Billionaire’s son confessed to 2008 ‘sex accident’ killing
The son of a Yemeni billionaire has confessed to being involved in the 2008 death of a student in London, calling the grisly incident a “sex accident gone wrong.”
Farouk Abdulhak, son of the late tycoon Shaher Abdulhak, has been on the Metropolitan Police’s most wanted list since March 2008, when he fled London within days of the suspicious death of his Regent’s Business School classmate Martine Vik Magnussen, 23, the BBC reported.
In a recent string of text messages with BBC correspondent Nawal Al-Maghafi, Abdulhak – who has lived in isolation Yemen for 15 years –says that he “did something when [he] was younger it was a mistake.”

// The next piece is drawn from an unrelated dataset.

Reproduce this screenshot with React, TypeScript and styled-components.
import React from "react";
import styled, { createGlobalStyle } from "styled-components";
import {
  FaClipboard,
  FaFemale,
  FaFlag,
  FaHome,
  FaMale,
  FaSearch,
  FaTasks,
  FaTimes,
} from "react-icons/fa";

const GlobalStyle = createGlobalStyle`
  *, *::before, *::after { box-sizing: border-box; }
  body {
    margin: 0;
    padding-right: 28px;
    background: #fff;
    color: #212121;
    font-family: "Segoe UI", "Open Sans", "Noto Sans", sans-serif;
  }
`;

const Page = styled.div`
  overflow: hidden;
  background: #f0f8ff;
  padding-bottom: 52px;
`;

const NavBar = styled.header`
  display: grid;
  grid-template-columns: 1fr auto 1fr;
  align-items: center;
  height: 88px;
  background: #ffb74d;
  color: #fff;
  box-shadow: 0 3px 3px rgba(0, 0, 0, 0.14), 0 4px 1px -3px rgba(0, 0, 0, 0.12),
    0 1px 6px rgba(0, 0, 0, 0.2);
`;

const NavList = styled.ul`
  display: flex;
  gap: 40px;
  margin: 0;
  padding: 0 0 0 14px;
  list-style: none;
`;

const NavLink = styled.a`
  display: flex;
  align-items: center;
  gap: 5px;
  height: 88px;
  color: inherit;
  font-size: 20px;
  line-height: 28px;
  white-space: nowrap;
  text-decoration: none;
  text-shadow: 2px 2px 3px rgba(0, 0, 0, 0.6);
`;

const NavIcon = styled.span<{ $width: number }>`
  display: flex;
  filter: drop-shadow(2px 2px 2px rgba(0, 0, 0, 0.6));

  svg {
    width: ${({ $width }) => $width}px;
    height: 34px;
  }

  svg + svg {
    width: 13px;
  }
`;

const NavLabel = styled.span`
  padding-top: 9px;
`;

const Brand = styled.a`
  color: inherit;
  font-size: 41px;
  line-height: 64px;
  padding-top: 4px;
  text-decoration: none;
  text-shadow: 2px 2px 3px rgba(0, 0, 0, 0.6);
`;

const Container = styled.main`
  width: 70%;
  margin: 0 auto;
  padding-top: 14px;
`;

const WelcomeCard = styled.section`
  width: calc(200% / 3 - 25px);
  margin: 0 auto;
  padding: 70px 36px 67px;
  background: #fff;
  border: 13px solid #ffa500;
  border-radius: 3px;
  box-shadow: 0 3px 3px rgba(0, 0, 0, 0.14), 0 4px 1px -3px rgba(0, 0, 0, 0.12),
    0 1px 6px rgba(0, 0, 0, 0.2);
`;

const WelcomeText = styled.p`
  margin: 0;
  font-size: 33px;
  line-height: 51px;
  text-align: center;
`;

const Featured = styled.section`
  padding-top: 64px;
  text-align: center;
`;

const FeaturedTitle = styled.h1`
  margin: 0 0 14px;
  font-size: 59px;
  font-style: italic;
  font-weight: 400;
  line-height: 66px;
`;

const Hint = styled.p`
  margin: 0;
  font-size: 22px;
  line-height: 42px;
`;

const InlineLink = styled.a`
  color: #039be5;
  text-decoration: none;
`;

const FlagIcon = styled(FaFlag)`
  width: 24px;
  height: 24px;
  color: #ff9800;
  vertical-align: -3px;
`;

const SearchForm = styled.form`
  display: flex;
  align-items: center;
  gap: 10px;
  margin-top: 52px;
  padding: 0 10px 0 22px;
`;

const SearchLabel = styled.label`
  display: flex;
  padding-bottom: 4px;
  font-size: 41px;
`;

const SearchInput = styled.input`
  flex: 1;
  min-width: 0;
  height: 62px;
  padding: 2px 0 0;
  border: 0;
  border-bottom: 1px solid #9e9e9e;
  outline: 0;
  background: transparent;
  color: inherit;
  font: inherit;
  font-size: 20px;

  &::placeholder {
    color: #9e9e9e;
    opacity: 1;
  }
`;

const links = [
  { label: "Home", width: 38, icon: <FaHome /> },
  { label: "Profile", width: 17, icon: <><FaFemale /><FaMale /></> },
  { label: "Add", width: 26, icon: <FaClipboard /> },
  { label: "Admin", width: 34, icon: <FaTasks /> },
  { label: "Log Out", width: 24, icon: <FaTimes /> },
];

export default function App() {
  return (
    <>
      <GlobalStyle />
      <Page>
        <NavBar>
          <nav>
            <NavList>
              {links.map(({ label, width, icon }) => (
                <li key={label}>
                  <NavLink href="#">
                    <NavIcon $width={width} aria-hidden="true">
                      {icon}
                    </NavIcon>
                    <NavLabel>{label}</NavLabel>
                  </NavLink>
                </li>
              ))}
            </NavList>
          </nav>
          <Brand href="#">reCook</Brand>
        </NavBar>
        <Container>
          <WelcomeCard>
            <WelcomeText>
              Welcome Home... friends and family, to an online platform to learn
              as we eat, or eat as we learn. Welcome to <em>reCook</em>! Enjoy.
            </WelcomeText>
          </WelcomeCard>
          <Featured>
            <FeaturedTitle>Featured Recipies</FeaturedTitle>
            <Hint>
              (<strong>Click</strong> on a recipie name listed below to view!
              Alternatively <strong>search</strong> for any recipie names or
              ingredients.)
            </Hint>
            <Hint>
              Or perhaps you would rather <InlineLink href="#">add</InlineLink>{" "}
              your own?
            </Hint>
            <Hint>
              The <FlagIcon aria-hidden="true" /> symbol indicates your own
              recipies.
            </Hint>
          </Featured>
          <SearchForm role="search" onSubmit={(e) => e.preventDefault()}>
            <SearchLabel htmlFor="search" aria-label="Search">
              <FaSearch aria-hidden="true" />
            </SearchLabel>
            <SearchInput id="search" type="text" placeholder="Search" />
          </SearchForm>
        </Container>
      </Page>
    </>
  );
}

“I can’t specifically go to the UK for something that happened there,” he explained, though he admitted that he should have stayed in London and “paid the piper.”
Vik Magnussen, who was from Norway, was last seen by her friends leaving the Maddox nightclub in Mayfair, where a group of them, including Abdulhak, had been celebrating the end of exams.

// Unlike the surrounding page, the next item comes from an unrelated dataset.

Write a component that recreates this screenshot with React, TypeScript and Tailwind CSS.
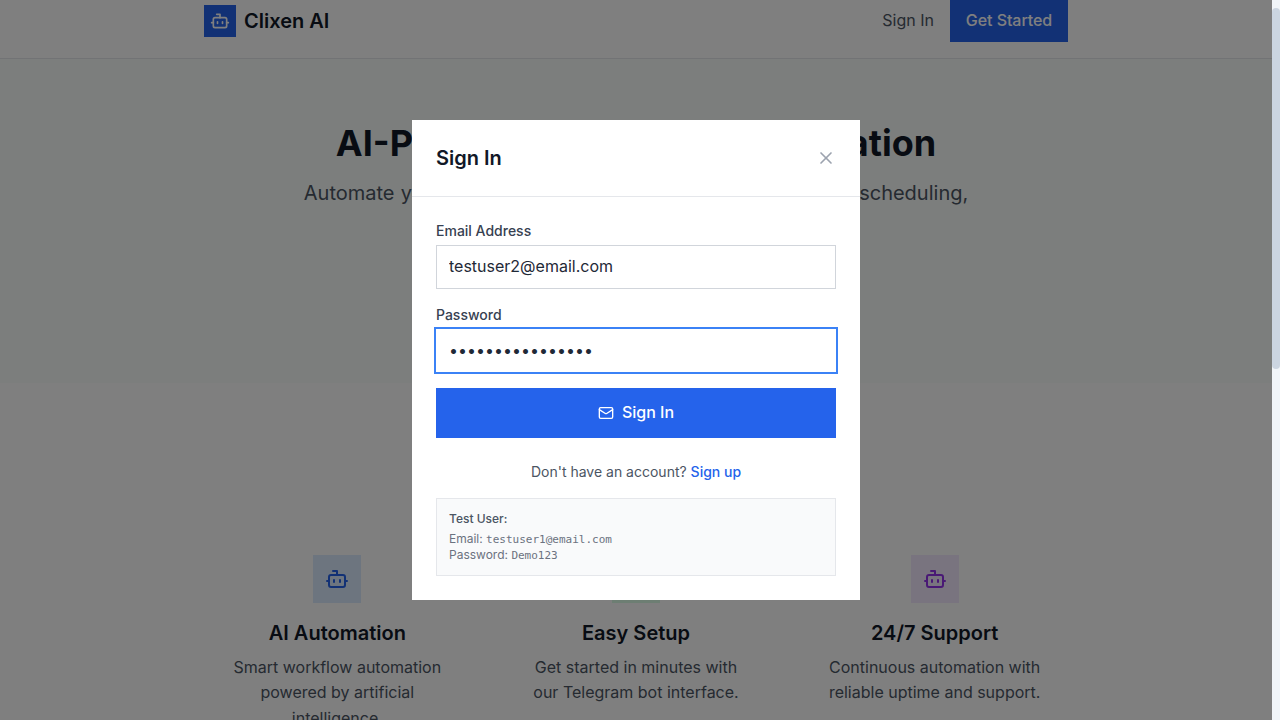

Eager to keep the night going, Vik Magnussen and Abdulhak were captured on CCTV heading toward the latter’s Great Portland Street apartment at 2:59 a.m.
On March 16, Vik Magnussen’s partially nude body was found in the basement of Abdulhak’s building. She had been raped and had “‘compression to the neck’” indicating “‘she was strangled, held down or smothered,’” the BBC said.
Abdulhak immediately emerged as a suspect, but he had already taken a commercial flight to Cairo and absconded to Yemen on his father’s private jet.
In a later exchange, Abdulhak told Al-Maghafi that Vik Magnussen’s death was “nothing nefarious,” and dismissed it as a “sex accident gone wrong.”
One of Vik Magnussen’s friends, Thale Lassen, told the BBC that Abdulhak may have tried to kiss her at one point, but she rebuffed his advances, though she frequently stayed over at his apartment.
Two other pals, Nina Brantzeg and Cecilie Dahl, remember Abdulhak acting strangely at the Maddox that night.
In his conversations with Al-Maghafi, Abdulhak claimed the night of Vik Magnussen’s death was “all a blur” because he was on cocaine at the time.
He also confessed to moving Vik Magnussen’s body, but said he could not remember why.
Abdulhak’s drug use and allegedly troubled conscience was backed by those close to his well-connected family.
According to one anonymous friend of the family, Abdulhak showed up at their door in London in the early hours of March 14 asking for cash, saying he needed to get to Cairo immediately but his credit cards were not working.
While the friend was out getting the money, he told Al-Maghafi, Abdulhak fell asleep on the couch, and had to be woken up with ice water.
“It was as if he was on something,” they recalled.
Another family friend, Jordanian businessman Abdulhay Al Mejali, told Al-Maghafi that Abdulhak wanted to face trial in London, but was discouraged by his high-powered father.
“[Abdulhak] wanted to go to England and sit in court and defend himself,” Al Mejali said.
“But his father advised him not to get involved [and] stay in Yemen.”
Because the UK does not have an extradition treaty with Yemen, the BBC noted, it is unlikely that Abdulhak could ever be forced back to face justice.
When asked by Al-Maghafi if he would ever consider turning himself in, Abdulhak balked.
“I don’t think justice will be served,” he said.
“I find that the criminal justice system there [in the UK] is heavily biased. I find that they will want to make an example of me being a son of an Arab, being… a son of someone rich… it’s way too late.”
Abdulhak also dismissed Vik Magnussen’s family’s desire to know the truth.
“Some things are better left unsaid. The real fact is if I don’t remember what happened, there’s nothing really to say,” he said.
Meanwhile, Vik Magnussen and the Metropolitan Police remain hopeful that they will one day achieve closure.
“I’m optimistic we might have a solution in the longer term… because we can talk to him,” Vik Magnussen’s father, Odd Petter Magnussen, said of Abdulhak’s confession.
“He has no empathy, obviously, with our family, and he doesn’t show any sort of remorse or anything.”
In his statement, Magnussen urged Abdulhak to “go back to the UK” and “tell what happened” on March 14, 2008.
“Because not only Martine deserves that, but also our family [deserves it],” the grieving father insisted.
Magnussen compared the pain of losing his daughter and the long fight for justice as “very close, nearly physically, to [being] ripped apart.”
While Abdulhak remains elusive, the Metropolitan Police’s investigation continues to stutter forward. In March 2022, a woman in her 60s was arrested on suspicion of assisting in Vik Magnussen’s death.
Speaking to the BBC, however, the Met confirmed that Abdulhak remains “the only suspect” in the killing.
“We continue to do everything in our power to have him returned to the UK to stand trial,” the agency stated.